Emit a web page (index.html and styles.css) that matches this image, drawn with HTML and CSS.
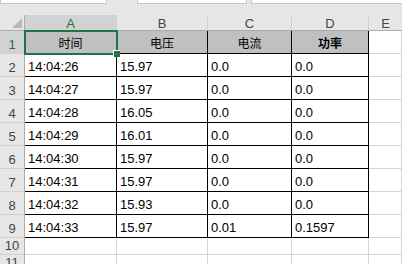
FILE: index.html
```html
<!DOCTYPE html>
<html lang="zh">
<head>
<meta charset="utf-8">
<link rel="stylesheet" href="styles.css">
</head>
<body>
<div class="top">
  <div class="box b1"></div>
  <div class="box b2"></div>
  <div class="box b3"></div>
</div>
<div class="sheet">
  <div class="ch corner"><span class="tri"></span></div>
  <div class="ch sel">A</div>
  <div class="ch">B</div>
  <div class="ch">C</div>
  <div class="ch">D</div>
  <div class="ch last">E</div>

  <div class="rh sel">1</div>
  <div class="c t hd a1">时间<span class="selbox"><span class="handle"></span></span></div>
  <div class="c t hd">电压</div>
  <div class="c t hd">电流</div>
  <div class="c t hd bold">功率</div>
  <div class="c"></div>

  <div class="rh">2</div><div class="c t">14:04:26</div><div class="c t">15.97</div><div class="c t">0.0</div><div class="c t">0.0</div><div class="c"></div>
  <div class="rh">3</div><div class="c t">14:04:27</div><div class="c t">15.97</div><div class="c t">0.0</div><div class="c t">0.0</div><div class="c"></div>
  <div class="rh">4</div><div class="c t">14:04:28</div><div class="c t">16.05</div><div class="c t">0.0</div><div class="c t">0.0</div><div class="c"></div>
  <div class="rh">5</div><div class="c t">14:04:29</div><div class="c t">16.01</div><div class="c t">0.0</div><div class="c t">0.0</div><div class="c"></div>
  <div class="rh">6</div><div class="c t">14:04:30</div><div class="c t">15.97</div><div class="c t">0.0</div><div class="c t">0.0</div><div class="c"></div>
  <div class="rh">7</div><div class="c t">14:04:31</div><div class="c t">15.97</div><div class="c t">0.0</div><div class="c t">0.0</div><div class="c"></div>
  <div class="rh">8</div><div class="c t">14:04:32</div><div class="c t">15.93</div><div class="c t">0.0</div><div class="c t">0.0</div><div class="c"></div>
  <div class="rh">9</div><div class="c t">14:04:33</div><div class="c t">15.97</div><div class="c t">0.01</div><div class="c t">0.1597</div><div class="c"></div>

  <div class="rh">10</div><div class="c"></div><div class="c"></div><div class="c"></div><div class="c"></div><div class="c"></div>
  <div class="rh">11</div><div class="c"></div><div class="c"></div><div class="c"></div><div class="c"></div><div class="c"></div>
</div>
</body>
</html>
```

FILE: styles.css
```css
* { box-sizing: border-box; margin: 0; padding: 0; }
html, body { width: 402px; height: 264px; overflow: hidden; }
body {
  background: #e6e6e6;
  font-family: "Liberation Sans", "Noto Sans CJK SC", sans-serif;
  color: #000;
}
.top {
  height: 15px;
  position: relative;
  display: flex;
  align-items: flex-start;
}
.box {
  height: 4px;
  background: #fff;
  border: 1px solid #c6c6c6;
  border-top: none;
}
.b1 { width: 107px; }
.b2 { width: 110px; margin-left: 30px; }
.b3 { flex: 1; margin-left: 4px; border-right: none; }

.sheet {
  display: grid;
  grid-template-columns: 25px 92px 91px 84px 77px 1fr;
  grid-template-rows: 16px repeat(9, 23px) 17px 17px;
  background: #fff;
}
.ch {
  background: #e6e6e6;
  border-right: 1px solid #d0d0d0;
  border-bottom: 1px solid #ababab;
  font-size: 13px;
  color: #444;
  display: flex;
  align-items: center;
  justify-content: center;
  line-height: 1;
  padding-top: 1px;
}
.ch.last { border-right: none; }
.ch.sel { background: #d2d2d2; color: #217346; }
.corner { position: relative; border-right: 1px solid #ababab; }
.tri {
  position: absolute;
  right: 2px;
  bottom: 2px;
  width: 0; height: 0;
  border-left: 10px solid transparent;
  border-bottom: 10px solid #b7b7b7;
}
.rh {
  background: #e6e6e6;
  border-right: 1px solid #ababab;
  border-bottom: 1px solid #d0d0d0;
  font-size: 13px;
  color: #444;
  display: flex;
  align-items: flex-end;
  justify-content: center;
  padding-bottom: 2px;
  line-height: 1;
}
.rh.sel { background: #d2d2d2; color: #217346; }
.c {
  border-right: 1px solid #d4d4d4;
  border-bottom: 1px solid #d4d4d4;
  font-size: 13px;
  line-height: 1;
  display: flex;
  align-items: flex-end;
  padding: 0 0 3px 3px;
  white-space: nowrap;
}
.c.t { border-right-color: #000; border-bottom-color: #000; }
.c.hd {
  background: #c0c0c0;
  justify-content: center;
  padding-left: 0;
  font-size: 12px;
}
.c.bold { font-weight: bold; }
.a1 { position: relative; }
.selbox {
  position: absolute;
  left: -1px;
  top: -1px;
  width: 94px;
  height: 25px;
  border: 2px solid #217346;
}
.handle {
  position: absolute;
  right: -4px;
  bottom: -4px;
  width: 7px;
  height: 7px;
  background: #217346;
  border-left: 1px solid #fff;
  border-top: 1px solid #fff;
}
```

- _Request_:
Word for word, quote the full listing, omitting every picture.

- _Output below_:
Emit a web page (index.html and styles.css) that matches this image, drawn with HTML and CSS.
FILE: index.html
```html
<!DOCTYPE html>
<html lang="zh">
<head>
<meta charset="utf-8">
<link rel="stylesheet" href="styles.css">
</head>
<body>
<div class="top">
  <div class="box b1"></div>
  <div class="box b2"></div>
  <div class="box b3"></div>
</div>
<div class="sheet">
  <div class="ch corner"><span class="tri"></span></div>
  <div class="ch sel">A</div>
  <div class="ch">B</div>
  <div class="ch">C</div>
  <div class="ch">D</div>
  <div class="ch last">E</div>

  <div class="rh sel">1</div>
  <div class="c t hd a1">时间<span class="selbox"><span class="handle"></span></span></div>
  <div class="c t hd">电压</div>
  <div class="c t hd">电流</div>
  <div class="c t hd bold">功率</div>
  <div class="c"></div>

  <div class="rh">2</div><div class="c t">14:04:26</div><div class="c t">15.97</div><div class="c t">0.0</div><div class="c t">0.0</div><div class="c"></div>
  <div class="rh">3</div><div class="c t">14:04:27</div><div class="c t">15.97</div><div class="c t">0.0</div><div class="c t">0.0</div><div class="c"></div>
  <div class="rh">4</div><div class="c t">14:04:28</div><div class="c t">16.05</div><div class="c t">0.0</div><div class="c t">0.0</div><div class="c"></div>
  <div class="rh">5</div><div class="c t">14:04:29</div><div class="c t">16.01</div><div class="c t">0.0</div><div class="c t">0.0</div><div class="c"></div>
  <div class="rh">6</div><div class="c t">14:04:30</div><div class="c t">15.97</div><div class="c t">0.0</div><div class="c t">0.0</div><div class="c"></div>
  <div class="rh">7</div><div class="c t">14:04:31</div><div class="c t">15.97</div><div class="c t">0.0</div><div class="c t">0.0</div><div class="c"></div>
  <div class="rh">8</div><div class="c t">14:04:32</div><div class="c t">15.93</div><div class="c t">0.0</div><div class="c t">0.0</div><div class="c"></div>
  <div class="rh">9</div><div class="c t">14:04:33</div><div class="c t">15.97</div><div class="c t">0.01</div><div class="c t">0.1597</div><div class="c"></div>

  <div class="rh">10</div><div class="c"></div><div class="c"></div><div class="c"></div><div class="c"></div><div class="c"></div>
  <div class="rh">11</div><div class="c"></div><div class="c"></div><div class="c"></div><div class="c"></div><div class="c"></div>
</div>
</body>
</html>
```

FILE: styles.css
```css
* { box-sizing: border-box; margin: 0; padding: 0; }
html, body { width: 402px; height: 264px; overflow: hidden; }
body {
  background: #e6e6e6;
  font-family: "Liberation Sans", "Noto Sans CJK SC", sans-serif;
  color: #000;
}
.top {
  height: 15px;
  position: relative;
  display: flex;
  align-items: flex-start;
}
.box {
  height: 4px;
  background: #fff;
  border: 1px solid #c6c6c6;
  border-top: none;
}
.b1 { width: 107px; }
.b2 { width: 110px; margin-left: 30px; }
.b3 { flex: 1; margin-left: 4px; border-right: none; }

.sheet {
  display: grid;
  grid-template-columns: 25px 92px 91px 84px 77px 1fr;
  grid-template-rows: 16px repeat(9, 23px) 17px 17px;
  background: #fff;
}
.ch {
  background: #e6e6e6;
  border-right: 1px solid #d0d0d0;
  border-bottom: 1px solid #ababab;
  font-size: 13px;
  color: #444;
  display: flex;
  align-items: center;
  justify-content: center;
  line-height: 1;
  padding-top: 1px;
}
.ch.last { border-right: none; }
.ch.sel { background: #d2d2d2; color: #217346; }
.corner { position: relative; border-right: 1px solid #ababab; }
.tri {
  position: absolute;
  right: 2px;
  bottom: 2px;
  width: 0; height: 0;
  border-left: 10px solid transparent;
  border-bottom: 10px solid #b7b7b7;
}
.rh {
  background: #e6e6e6;
  border-right: 1px solid #ababab;
  border-bottom: 1px solid #d0d0d0;
  font-size: 13px;
  color: #444;
  display: flex;
  align-items: flex-end;
  justify-content: center;
  padding-bottom: 2px;
  line-height: 1;
}
.rh.sel { background: #d2d2d2; color: #217346; }
.c {
  border-right: 1px solid #d4d4d4;
  border-bottom: 1px solid #d4d4d4;
  font-size: 13px;
  line-height: 1;
  display: flex;
  align-items: flex-end;
  padding: 0 0 3px 3px;
  white-space: nowrap;
}
.c.t { border-right-color: #000; border-bottom-color: #000; }
.c.hd {
  background: #c0c0c0;
  justify-content: center;
  padding-left: 0;
  font-size: 12px;
}
.c.bold { font-weight: bold; }
.a1 { position: relative; }
.selbox {
  position: absolute;
  left: -1px;
  top: -1px;
  width: 94px;
  height: 25px;
  border: 2px solid #217346;
}
.handle {
  position: absolute;
  right: -4px;
  bottom: -4px;
  width: 7px;
  height: 7px;
  background: #217346;
  border-left: 1px solid #fff;
  border-top: 1px solid #fff;
}
```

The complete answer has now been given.